#### SHORT TASK:
How many lines of these entries hold the string "table"? Answer with the number alone.
———
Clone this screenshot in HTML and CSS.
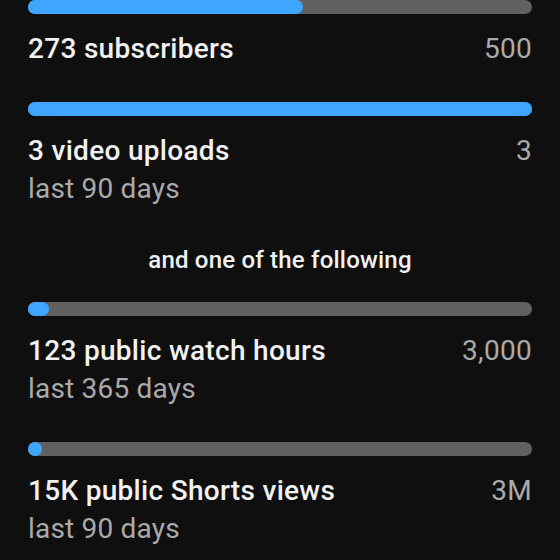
FILE: index.html
```html
<!DOCTYPE html>
<html lang="en">
<head>
    <meta charset="UTF-8">
    <meta name="viewport" content="width=device-width, initial-scale=1.0">
    <title>Eligibility</title>
    <link rel="stylesheet" href="styles.css">
</head>
<body>
    <main class="goals">
        <div class="goal">
            <div class="bar"><div class="bar-fill" style="width: 54.6%"></div></div>
            <div class="goal-row">
                <span class="goal-title">273 subscribers</span>
                <span class="goal-target">500</span>
            </div>
        </div>

        <div class="goal">
            <div class="bar"><div class="bar-fill" style="width: 100%"></div></div>
            <div class="goal-row">
                <span class="goal-title">3 video uploads</span>
                <span class="goal-target">3</span>
            </div>
            <p class="goal-period">last 90 days</p>
        </div>

        <p class="note">and one of the following</p>

        <div class="goal">
            <div class="bar"><div class="bar-fill" style="width: 4.1%"></div></div>
            <div class="goal-row">
                <span class="goal-title">123 public watch hours</span>
                <span class="goal-target">3,000</span>
            </div>
            <p class="goal-period">last 365 days</p>
        </div>

        <div class="goal">
            <div class="bar"><div class="bar-fill" style="width: 0.5%"></div></div>
            <div class="goal-row">
                <span class="goal-title">15K public Shorts views</span>
                <span class="goal-target">3M</span>
            </div>
            <p class="goal-period">last 90 days</p>
        </div>
    </main>
</body>
</html>
```

FILE: styles.css
```css
body {
    font-family: Roboto, "Noto Sans", Arial, sans-serif;
    margin: 0;
    padding: 0;
    background-color: #0f0f0f;
    color: #f1f1f1;
    overflow: hidden;
}

.goals {
    padding: 0 28px;
}

.goal + .goal {
    margin-top: 34px;
}

.bar {
    height: 14px;
    border-radius: 7px;
    background-color: #606060;
}

.bar-fill {
    height: 100%;
    min-width: 14px;
    border-radius: 7px;
    background-color: #3ea6ff;
}

.goal-row {
    display: flex;
    justify-content: space-between;
    margin-top: 16px;
    font-size: 28px;
    line-height: 38px;
    letter-spacing: 0.3px;
}

.goal-title {
    font-weight: 500;
}

.goal-target {
    color: #aaaaaa;
}

.goal-period {
    margin: 0;
    font-size: 28px;
    line-height: 38px;
    letter-spacing: 0.2px;
    color: #aaaaaa;
}

.note {
    margin: 38px 0 0;
    font-size: 24px;
    line-height: 28px;
    font-weight: 500;
    letter-spacing: 0.2px;
    text-align: center;
}

.note + .goal {
    margin-top: 28px;
}
```
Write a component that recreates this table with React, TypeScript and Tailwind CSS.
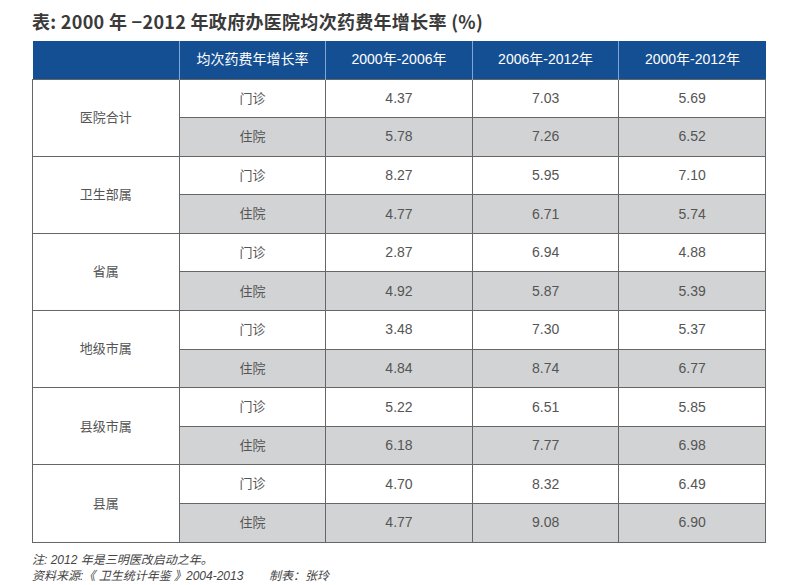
import React from "react";

const groups = [
  { name: "医院合计", rows: [["4.37", "7.03", "5.69"], ["5.78", "7.26", "6.52"]] },
  { name: "卫生部属", rows: [["8.27", "5.95", "7.10"], ["4.77", "6.71", "5.74"]] },
  { name: "省属", rows: [["2.87", "6.94", "4.88"], ["4.92", "5.87", "5.39"]] },
  { name: "地级市属", rows: [["3.48", "7.30", "5.37"], ["4.84", "8.74", "6.77"]] },
  { name: "县级市属", rows: [["5.22", "6.51", "5.85"], ["6.18", "7.77", "6.98"]] },
  { name: "县属", rows: [["4.70", "8.32", "6.49"], ["4.77", "9.08", "6.90"]] },
];

const headers = ["", "均次药费年增长率", "2000年-2006年", "2006年-2012年", "2000年-2012年"];

const font = { fontFamily: '"Liberation Sans", "Noto Sans CJK SC", sans-serif' };

export default function App() {
  return (
    <div className="w-[800px] h-[585px] bg-white pl-[32px] pt-[8px]" style={font}>
      <h1
        className="text-[18px] font-bold text-[#3a3a3a] leading-[26px] tracking-[0.3px]"
        style={{ fontFamily: '"Noto Sans CJK SC", sans-serif' }}
      >
        表: 2000 年 −2012 年政府办医院均次药费年增长率 (%)
      </h1>

      <table className="mt-[7px] w-[734px] border-collapse text-[13px] text-[#555] table-fixed">
        <thead>
          <tr className="h-[38px] bg-[#154f93] text-white text-[14px]">
            {headers.map((h, i) => (
              <th
                key={i}
                className={`font-normal text-center ${i > 0 ? "border-l border-[#7ea7d8]" : ""}`}
              >
                {h}
              </th>
            ))}
          </tr>
        </thead>
        <tbody>
          {groups.map((g) =>
            g.rows.map((r, j) => (
              <tr key={g.name + j} className={`h-[38.6px] ${j === 1 ? "bg-[#d2d3d4]" : "bg-white"}`}>
                {j === 0 && (
                  <td rowSpan={2} className="bg-white border border-[#666] text-center">
                    {g.name}
                  </td>
                )}
                <td className="border border-[#666] text-center">{j === 0 ? "门诊" : "住院"}</td>
                {r.map((v, k) => (
                  <td key={k} className="border border-[#666] text-center text-[14px]">
                    {v}
                  </td>
                ))}
              </tr>
            ))
          )}
        </tbody>
      </table>

      <div className="mt-[9px] text-[12px] leading-[16px] italic text-[#444]">
        <div>注: 2012 年是三明医改启动之年。</div>
        <div className="flex">
          <span className="w-[237px]">资料来源:《 卫生统计年鉴 》2004-2013</span>
          <span>制表：张玲</span>
        </div>
      </div>
    </div>
  );
}
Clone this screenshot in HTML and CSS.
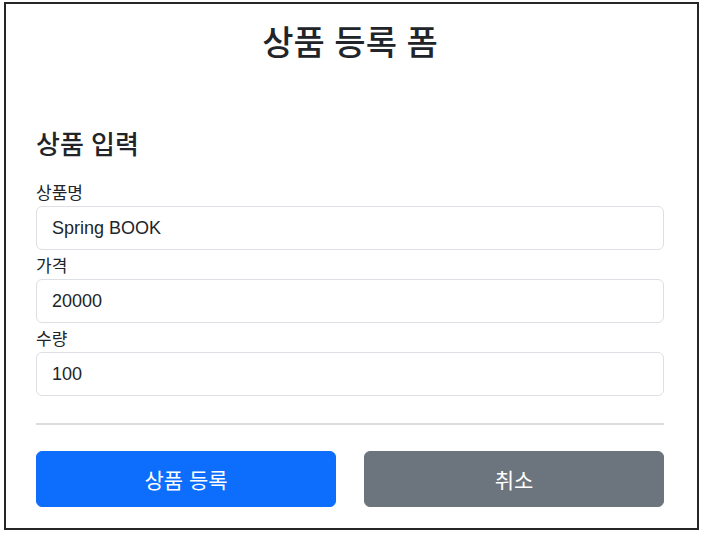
———
#### FULL SOLUTION:
3